Scalability of activity stream for large number of users

kbahey - March 29, 2009 - 18:45
Project:Activity Stream
Version:6.x-2.x-dev
Component:Code
Category:support request
Priority:normal
Assigned:Unassigned
Status:closed
Description

I was testing this module for potential inclusion on a large site (53,000+ active users, 700,000+ page views a day).

The cron design would not have a chance on such a site, because of the following reasons:

1. The query in hook_cron() selects all users who have opted to have their activity stream available. Even if this is a quarter or half of the users, that is tens of thousands of rows to process every time cron runs.

2. Since all of the activity stream info comes from external sites, one or more operations over the network are needed, and these are by definition slow. To estimate how much this would take, I added changed the code below as follows:

function activitystream_cron() {
  // 2bits.com -- start a timer
  timer_start('ascron');
  $result = db_query('SELECT uid, userid, password, feed, module from {activitystream_accounts}');
  while ($user = db_fetch_object($result)) {
    activitystream_invoke_streamapi($user);
  }
  // 2bits.com -- read the timer
  $ms = timer_read('ascron');
  // 2bits.com -- get the number of accounts
  $count = db_result(db_query('SELECT COUNT(*) FROM {activitystream_accounts}'));
  // 2bits.com -- Log the info to watchdog
  watchdog('activitystream', t('activity stream processed %count records in %ms milliseconds',
    array('%ms' => $ms, '%count' => $count)));
}

The result is that for an account for 4 services (RSS, twitter, facebook and digg) it took 3.7 SECONDS to process a single user.
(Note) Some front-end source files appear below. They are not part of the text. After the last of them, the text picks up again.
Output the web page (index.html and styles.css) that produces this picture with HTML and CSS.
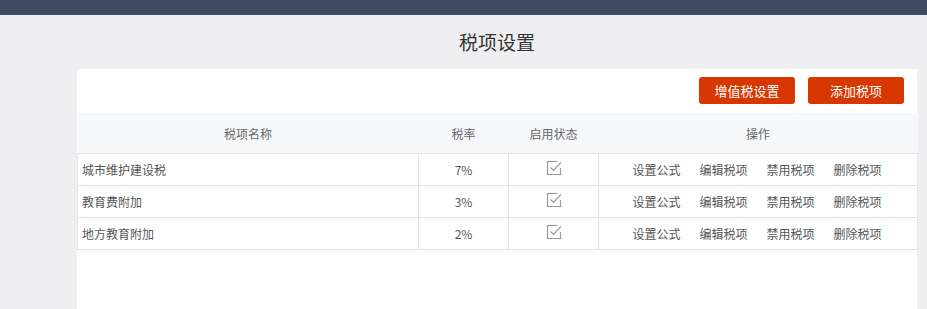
FILE: index.html
```html
<!DOCTYPE html>
<html lang="zh">
<head>
<meta charset="utf-8">
<title>税项设置</title>
<link rel="stylesheet" href="styles.css">
</head>
<body>
<div class="topbar"></div>
<div class="main">
  <h1 class="title">税项设置</h1>
  <div class="card">
    <div class="toolbar">
      <button class="btn">增值税设置</button>
      <button class="btn">添加税项</button>
    </div>
    <table class="tax-table">
      <colgroup>
        <col class="c-name"><col class="c-rate"><col class="c-status"><col class="c-ops">
      </colgroup>
      <thead>
        <tr><th>税项名称</th><th>税率</th><th>启用状态</th><th>操作</th></tr>
      </thead>
      <tbody>
        <tr>
          <td class="name">城市维护建设税</td><td>7%</td>
          <td><svg class="check" viewBox="0 0 16 16"><path d="M11.5 1.5H1.5V14.5H14.5V8"/><path d="M4.5 7.5L7.5 10.5L15 2.5"/></svg></td>
          <td class="ops"><a>设置公式</a><a>编辑税项</a><a>禁用税项</a><a>删除税项</a></td>
        </tr>
        <tr>
          <td class="name">教育费附加</td><td>3%</td>
          <td><svg class="check" viewBox="0 0 16 16"><path d="M11.5 1.5H1.5V14.5H14.5V8"/><path d="M4.5 7.5L7.5 10.5L15 2.5"/></svg></td>
          <td class="ops"><a>设置公式</a><a>编辑税项</a><a>禁用税项</a><a>删除税项</a></td>
        </tr>
        <tr>
          <td class="name">地方教育附加</td><td>2%</td>
          <td><svg class="check" viewBox="0 0 16 16"><path d="M11.5 1.5H1.5V14.5H14.5V8"/><path d="M4.5 7.5L7.5 10.5L15 2.5"/></svg></td>
          <td class="ops"><a>设置公式</a><a>编辑税项</a><a>禁用税项</a><a>删除税项</a></td>
        </tr>
      </tbody>
    </table>
  </div>
</div>
</body>
</html>
```
FILE: styles.css
```css
html, body {
  margin: 0;
  padding: 0;
}
body {
  background: #efeff1;
  font-family: "Noto Sans CJK SC", "Noto Sans", sans-serif;
  color: #555;
  height: 309px;
  overflow: hidden;
}
.topbar {
  height: 15px;
  background: #3c4a62;
}
.main {
  padding: 0 10px 0 77px;
}
.title {
  margin: 0;
  height: 54px;
  line-height: 54px;
  font-size: 19px;
  font-weight: normal;
  color: #333;
  text-align: center;
}
.card {
  background: #fff;
  height: 240px;
}
.toolbar {
  display: flex;
  justify-content: flex-end;
  gap: 13px;
  padding: 8px 13px 9px;
}
.btn {
  width: 96px;
  height: 27px;
  border: none;
  border-radius: 3px;
  background: #d73700;
  color: #fff;
  font-family: inherit;
  font-size: 13px;
  padding: 0;
  line-height: 27px;
}
.tax-table {
  width: 840px;
  border-collapse: collapse;
  table-layout: fixed;
  font-size: 12px;
}
.c-name { width: 341px; }
.c-rate { width: 90px; }
.c-status { width: 90px; }
.c-ops { width: 319px; }
.tax-table th {
  height: 40px;
  padding: 0;
  background: #f7f8fa;
  font-weight: normal;
  color: #666;
  border-bottom: 1px solid #e4e4e4;
}
.tax-table td {
  height: 31px;
  padding: 0;
  text-align: center;
  border: 1px solid #e4e4e4;
  color: #555;
}
.tax-table td.name {
  text-align: left;
  padding-left: 4px;
}
.tax-table td.ops {
  padding-right: 2px;
}
.check {
  width: 16px;
  height: 16px;
  display: block;
  margin: -4px auto 0;
  fill: none;
  stroke: #9a9a9a;
  stroke-width: 1.2;
}
.ops a {
  margin: 0 9.5px;
  color: #555;
  cursor: pointer;
}
```
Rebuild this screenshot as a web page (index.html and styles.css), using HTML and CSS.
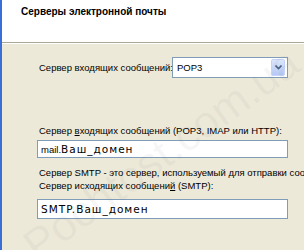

This does not scale at all.

There are several options to get around this, but none of them are ideal:

1. Process only a certain number of accounts on every cron run, e.g. 100. This will avoid overloading the server and lessens the chances of cron timing out, but will mean that data will not be fetched immediately, and we will probably la behind a lot as time goes on.

2. Doing the retrieval once a day only, as opposed to at every cron run. This has the drawback of losing the near immediacy, as well as it may take a long time to complete, and may in fact never complete.

3. Limiting the retrieval to people who have accessed the site in the last X days, and not updating those who are inactive on the site.

I am sure others will have better ideas, so throwing it to the maintainers and the community for comment/brainstorming.

#1

nquocbao - April 5, 2009 - 16:04

What do you think if we pull out user stream when his profile is visited ? This is, at least, reduce the long tun in cron

I'm willing to help with this feature.

#2

George2 - April 8, 2009 - 03:36

i like the idea of only grabbing x per cron run for the latest active users. or, maybe only updated when the user logs in? or posts something or does something! this would prevent a spammer from setting up an account with a feed, and deserting, and just spamming your site with links to other things.

#3

akalsey - April 8, 2009 - 04:11

How about implementing Job Queue if the module is installed?

I'm thinking the cron hooks could add their update jobs to the queue and each module could have a priority setting to allow site admins to pick which feeds to update first. Using a queue system would help ensure that the module never times out and that all users get updated (under the current model, if you have 10k users, the last few thousand might never get updated).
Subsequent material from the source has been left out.